Despite initial appearances, however, not everything here is about economics. Welland’s people are also resourceful and wonderfully creative. For instance, not many cities have their own—and award-winning—community podcast or children’s book. The City of Welland does; the podcast has already aired 75 episodes in under two years and the book is ready for print in the near future. Aimed at igniting the city’s magic for young and old, the book will encourage community involvement for existing and new residents in fresh and unusual ways. As one of the City’s capstone projects to wrap up the rebrand, the book promises to engage those deep and wise thinkers among us who still see life through the magical lens of narrative, namely kids.
“A move at a young age can be incredibly intimidating, scary, and unsettling. So, we try to tell the [City’s] story through a young character who has moved [here] and does not know anything about it,” says MacDonald. To reach as wide an audience as possible, print and digital versions will be available in French and English. With a 365-day angle on everything there is to do and enjoy here, adults and kids are in for a treat with this innovative and fun publication, entirely produced by a team of talented local contributors. Another beautiful part of its own creation tale is that the book was entirely sponsored by local developers committed to continuously investing in Welland’s future.

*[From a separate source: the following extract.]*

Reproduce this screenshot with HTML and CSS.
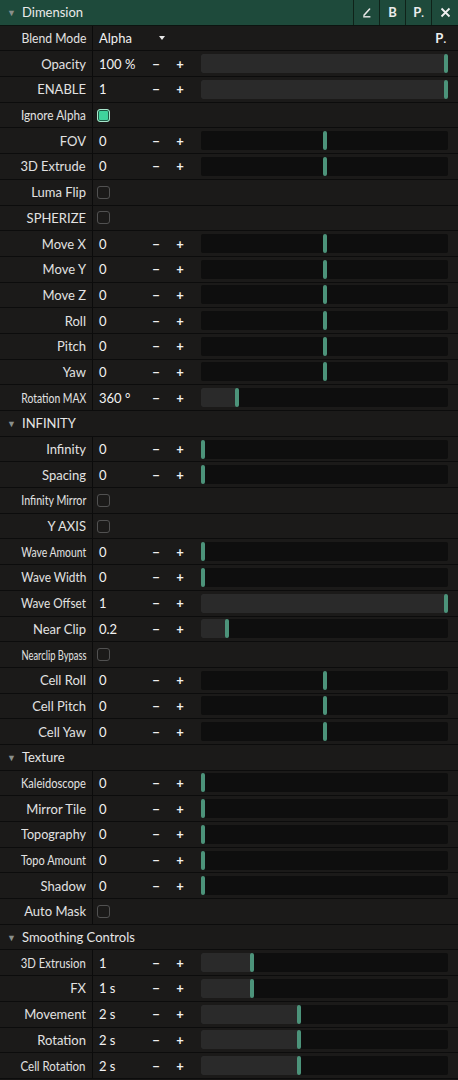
FILE: index.html
```html
<!DOCTYPE html>
<html>
<head>
<meta charset="utf-8">
<link rel="stylesheet" href="styles.css">
</head>
<body>
<div class="panel">
  <div class="hdr">
    <span class="tri">&#9660;</span><span class="hdr-title">Dimension</span>
    <div class="hbtns">
      <div class="hbtn"><svg width="12" height="12" viewBox="0 0 12 12"><path d="M3 9.2 L8.6 3" stroke="#e8e8e8" stroke-width="1.6" fill="none" stroke-linecap="round"/><path d="M2.2 10.8 H9.4" stroke="#e8e8e8" stroke-width="1.4"/></svg></div>
      <div class="hbtn">B</div>
      <div class="hbtn">P<span class="dot">.</span></div>
      <div class="hbtn"><svg width="11" height="11" viewBox="0 0 11 11"><path d="M1.5 1.5 L9.5 9.5 M9.5 1.5 L1.5 9.5" stroke="#f0f0f0" stroke-width="1.8"/></svg></div>
    </div>
  </div>

  <div class="row"><div class="lbl"><span>Blend Mode</span></div><div class="cell"><span class="v">Alpha</span><span class="dd"></span><span class="pp">P<span class="dot">.</span></span></div></div>

  <div class="row"><div class="lbl"><span>Opacity</span></div><div class="cell"><span class="v">100 %</span><span class="b">&minus;</span><span class="b">+</span><div class="trk" style="--p:1"><div class="fill"></div><div class="hdl"></div></div></div></div>
  <div class="row"><div class="lbl"><span>ENABLE</span></div><div class="cell"><span class="v">1</span><span class="b">&minus;</span><span class="b">+</span><div class="trk" style="--p:1"><div class="fill"></div><div class="hdl"></div></div></div></div>
  <div class="row"><div class="lbl"><span>Ignore Alpha</span></div><div class="cell"><span class="cb on"></span></div></div>
  <div class="row"><div class="lbl"><span>FOV</span></div><div class="cell"><span class="v">0</span><span class="b">&minus;</span><span class="b">+</span><div class="trk bi" style="--p:0.5"><div class="hdl"></div></div></div></div>
  <div class="row"><div class="lbl"><span>3D Extrude</span></div><div class="cell"><span class="v">0</span><span class="b">&minus;</span><span class="b">+</span><div class="trk bi" style="--p:0.5"><div class="hdl"></div></div></div></div>
  <div class="row"><div class="lbl"><span>Luma Flip</span></div><div class="cell"><span class="cb"></span></div></div>
  <div class="row"><div class="lbl"><span>SPHERIZE</span></div><div class="cell"><span class="cb"></span></div></div>
  <div class="row"><div class="lbl"><span>Move X</span></div><div class="cell"><span class="v">0</span><span class="b">&minus;</span><span class="b">+</span><div class="trk bi" style="--p:0.5"><div class="hdl"></div></div></div></div>
  <div class="row"><div class="lbl"><span>Move Y</span></div><div class="cell"><span class="v">0</span><span class="b">&minus;</span><span class="b">+</span><div class="trk bi" style="--p:0.5"><div class="hdl"></div></div></div></div>
  <div class="row"><div class="lbl"><span>Move Z</span></div><div class="cell"><span class="v">0</span><span class="b">&minus;</span><span class="b">+</span><div class="trk bi" style="--p:0.5"><div class="hdl"></div></div></div></div>
  <div class="row"><div class="lbl"><span>Roll</span></div><div class="cell"><span class="v">0</span><span class="b">&minus;</span><span class="b">+</span><div class="trk bi" style="--p:0.5"><div class="hdl"></div></div></div></div>
  <div class="row"><div class="lbl"><span>Pitch</span></div><div class="cell"><span class="v">0</span><span class="b">&minus;</span><span class="b">+</span><div class="trk bi" style="--p:0.5"><div class="hdl"></div></div></div></div>
  <div class="row"><div class="lbl"><span>Yaw</span></div><div class="cell"><span class="v">0</span><span class="b">&minus;</span><span class="b">+</span><div class="trk bi" style="--p:0.5"><div class="hdl"></div></div></div></div>
  <div class="row"><div class="lbl"><span>Rotation MAX</span></div><div class="cell"><span class="v">360 &deg;</span><span class="b">&minus;</span><span class="b">+</span><div class="trk" style="--p:0.14"><div class="fill"></div><div class="hdl"></div></div></div></div>

  <div class="sec"><span class="tri">&#9660;</span>INFINITY</div>
  <div class="row"><div class="lbl"><span>Infinity</span></div><div class="cell"><span class="v">0</span><span class="b">&minus;</span><span class="b">+</span><div class="trk" style="--p:0"><div class="fill"></div><div class="hdl"></div></div></div></div>
  <div class="row"><div class="lbl"><span>Spacing</span></div><div class="cell"><span class="v">0</span><span class="b">&minus;</span><span class="b">+</span><div class="trk" style="--p:0"><div class="fill"></div><div class="hdl"></div></div></div></div>
  <div class="row"><div class="lbl"><span>Infinity Mirror</span></div><div class="cell"><span class="cb"></span></div></div>
  <div class="row"><div class="lbl"><span>Y AXIS</span></div><div class="cell"><span class="cb"></span></div></div>
  <div class="row"><div class="lbl"><span>Wave Amount</span></div><div class="cell"><span class="v">0</span><span class="b">&minus;</span><span class="b">+</span><div class="trk" style="--p:0"><div class="fill"></div><div class="hdl"></div></div></div></div>
  <div class="row"><div class="lbl"><span>Wave Width</span></div><div class="cell"><span class="v">0</span><span class="b">&minus;</span><span class="b">+</span><div class="trk" style="--p:0"><div class="fill"></div><div class="hdl"></div></div></div></div>
  <div class="row"><div class="lbl"><span>Wave Offset</span></div><div class="cell"><span class="v">1</span><span class="b">&minus;</span><span class="b">+</span><div class="trk" style="--p:1"><div class="fill"></div><div class="hdl"></div></div></div></div>
  <div class="row"><div class="lbl"><span>Near Clip</span></div><div class="cell"><span class="v">0.2</span><span class="b">&minus;</span><span class="b">+</span><div class="trk" style="--p:0.1"><div class="fill"></div><div class="hdl"></div></div></div></div>
  <div class="row"><div class="lbl"><span>Nearclip Bypass</span></div><div class="cell"><span class="cb"></span></div></div>
  <div class="row"><div class="lbl"><span>Cell Roll</span></div><div class="cell"><span class="v">0</span><span class="b">&minus;</span><span class="b">+</span><div class="trk bi" style="--p:0.5"><div class="hdl"></div></div></div></div>
  <div class="row"><div class="lbl"><span>Cell Pitch</span></div><div class="cell"><span class="v">0</span><span class="b">&minus;</span><span class="b">+</span><div class="trk bi" style="--p:0.5"><div class="hdl"></div></div></div></div>
  <div class="row"><div class="lbl"><span>Cell Yaw</span></div><div class="cell"><span class="v">0</span><span class="b">&minus;</span><span class="b">+</span><div class="trk bi" style="--p:0.5"><div class="hdl"></div></div></div></div>

  <div class="sec"><span class="tri">&#9660;</span>Texture</div>
  <div class="row"><div class="lbl"><span>Kaleidoscope</span></div><div class="cell"><span class="v">0</span><span class="b">&minus;</span><span class="b">+</span><div class="trk" style="--p:0"><div class="fill"></div><div class="hdl"></div></div></div></div>
  <div class="row"><div class="lbl"><span>Mirror Tile</span></div><div class="cell"><span class="v">0</span><span class="b">&minus;</span><span class="b">+</span><div class="trk" style="--p:0"><div class="fill"></div><div class="hdl"></div></div></div></div>
  <div class="row"><div class="lbl"><span>Topography</span></div><div class="cell"><span class="v">0</span><span class="b">&minus;</span><span class="b">+</span><div class="trk" style="--p:0"><div class="fill"></div><div class="hdl"></div></div></div></div>
  <div class="row"><div class="lbl"><span>Topo Amount</span></div><div class="cell"><span class="v">0</span><span class="b">&minus;</span><span class="b">+</span><div class="trk" style="--p:0"><div class="fill"></div><div class="hdl"></div></div></div></div>
  <div class="row"><div class="lbl"><span>Shadow</span></div><div class="cell"><span class="v">0</span><span class="b">&minus;</span><span class="b">+</span><div class="trk" style="--p:0"><div class="fill"></div><div class="hdl"></div></div></div></div>
  <div class="row"><div class="lbl"><span>Auto Mask</span></div><div class="cell"><span class="cb"></span></div></div>

  <div class="sec"><span class="tri">&#9660;</span>Smoothing Controls</div>
  <div class="row"><div class="lbl"><span>3D Extrusion</span></div><div class="cell"><span class="v">1</span><span class="b">&minus;</span><span class="b">+</span><div class="trk" style="--p:0.2"><div class="fill"></div><div class="hdl"></div></div></div></div>
  <div class="row"><div class="lbl"><span>FX</span></div><div class="cell"><span class="v">1 s</span><span class="b">&minus;</span><span class="b">+</span><div class="trk" style="--p:0.2"><div class="fill"></div><div class="hdl"></div></div></div></div>
  <div class="row"><div class="lbl"><span>Movement</span></div><div class="cell"><span class="v">2 s</span><span class="b">&minus;</span><span class="b">+</span><div class="trk" style="--p:0.395"><div class="fill"></div><div class="hdl"></div></div></div></div>
  <div class="row"><div class="lbl"><span>Rotation</span></div><div class="cell"><span class="v">2 s</span><span class="b">&minus;</span><span class="b">+</span><div class="trk" style="--p:0.395"><div class="fill"></div><div class="hdl"></div></div></div></div>
  <div class="row"><div class="lbl"><span>Cell Rotation</span></div><div class="cell"><span class="v">2 s</span><span class="b">&minus;</span><span class="b">+</span><div class="trk" style="--p:0.395"><div class="fill"></div><div class="hdl"></div></div></div></div>
</div>
<script src="script.js"></script>
</body>
</html>
```

FILE: styles.css
```css
* { box-sizing: border-box; }
html, body { margin: 0; padding: 0; background: #171615; }
body {
  font-family: Lato, "Liberation Sans", sans-serif;
  font-size: 13px;
  color: #e4e4e4;
  width: 458px;
  height: 1080px;
  overflow: hidden;
}
.panel { display: flex; flex-direction: column; }

.hdr {
  height: 25.7px;
  background: #1e4a3b;
  border-bottom: 1px solid #0c1410;
  display: flex;
  align-items: center;
}
.tri {
  font-size: 9px;
  color: #8a8f8c;
  width: 22px;
  padding-left: 7px;
  display: inline-block;
}
.hdr-title { flex: 1; color: #eaeaea; }
.hbtns { display: flex; height: 100%; }
.hbtn {
  width: 26px;
  height: 100%;
  border-left: 1px solid #0f2219;
  display: flex;
  align-items: center;
  justify-content: center;
  font-weight: bold;
  font-size: 13px;
  color: #ececec;
}
.hbtn:last-child { width: 27px; }
.dot { font-size: 11px; }

.row {
  height: 25.7px;
  display: flex;
  border-bottom: 1px solid #0c0c0c;
  background: #1b1a19;
}
.lbl {
  width: 93px;
  border-right: 1px solid #0b0b0b;
  display: flex;
  align-items: center;
  justify-content: flex-end;
  padding-right: 6px;
  white-space: nowrap;
  color: #e2e2e2;
}
.lbl span { display: inline-block; transform-origin: right center; }
.cell {
  flex: 1;
  display: flex;
  align-items: center;
  padding-left: 6px;
  padding-right: 10px;
}
.v { width: 45px; color: #f2f2f2; white-space: nowrap; }
.b {
  width: 24px;
  text-align: center;
  font-weight: bold;
  color: #f0f0f0;
}
.trk {
  flex: 1;
  margin-left: 9px;
  height: 19px;
  background: #0e0e0e;
  border-radius: 2px;
  position: relative;
}
.fill {
  position: absolute;
  left: 0; top: 0; bottom: 0;
  width: calc(var(--p) * (100% - 4px) + 2px);
  background: #2a2a2a;
  border-radius: 2px 0 0 2px;
}
.hdl {
  position: absolute;
  top: 0;
  width: 4px;
  height: 19px;
  left: calc(var(--p) * (100% - 4px));
  background: #4c937a;
  border-radius: 2px;
}
.dd {
  width: 0; height: 0;
  margin-left: 15px;
  border-left: 3.5px solid transparent;
  border-right: 3.5px solid transparent;
  border-top: 4px solid #e8e8e8;
}
.pp {
  margin-left: auto;
  margin-right: 2px;
  font-weight: bold;
  color: #eeeeee;
}
.cb {
  width: 13px;
  height: 13px;
  margin-left: -2px;
  border: 1.5px solid #515151;
  border-radius: 3px;
  display: inline-block;
}
.cb.on {
  border: 1.5px solid #a8e6cc;
  background: #3fd39c;
  box-shadow: inset 0 0 0 1px #1d5a44;
}
.sec {
  height: 25.7px;
  display: flex;
  align-items: center;
  border-bottom: 1px solid #0c0c0c;
  background: #1b1a19;
  color: #e6e6e6;
}
```

FILE: script.js
```js
document.querySelectorAll('.lbl span').forEach(function (s) {
  var w = s.getBoundingClientRect().width;
  var max = 65;
  if (w > max) s.style.transform = 'scaleX(' + (max / w) + ')';
});
```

With this view in mind, the local council seeks to further develop its skills as a trailblazing force locally and further afield—a vision that the whole team fully supports. “We are all just catching our breath and trying to work with the growth, preparing and planning for what is coming our way. There is no better place to locate than Welland,” Zorbas says.
Once all is said and done, the mainstay of the City’s evolution remains its enduring quality of life that comes at a fair price alongside easily accessible services and ample educational and economic opportunities. From here, there is indeed only one direction for this city of tenacious dreamers. And that is full speed ahead.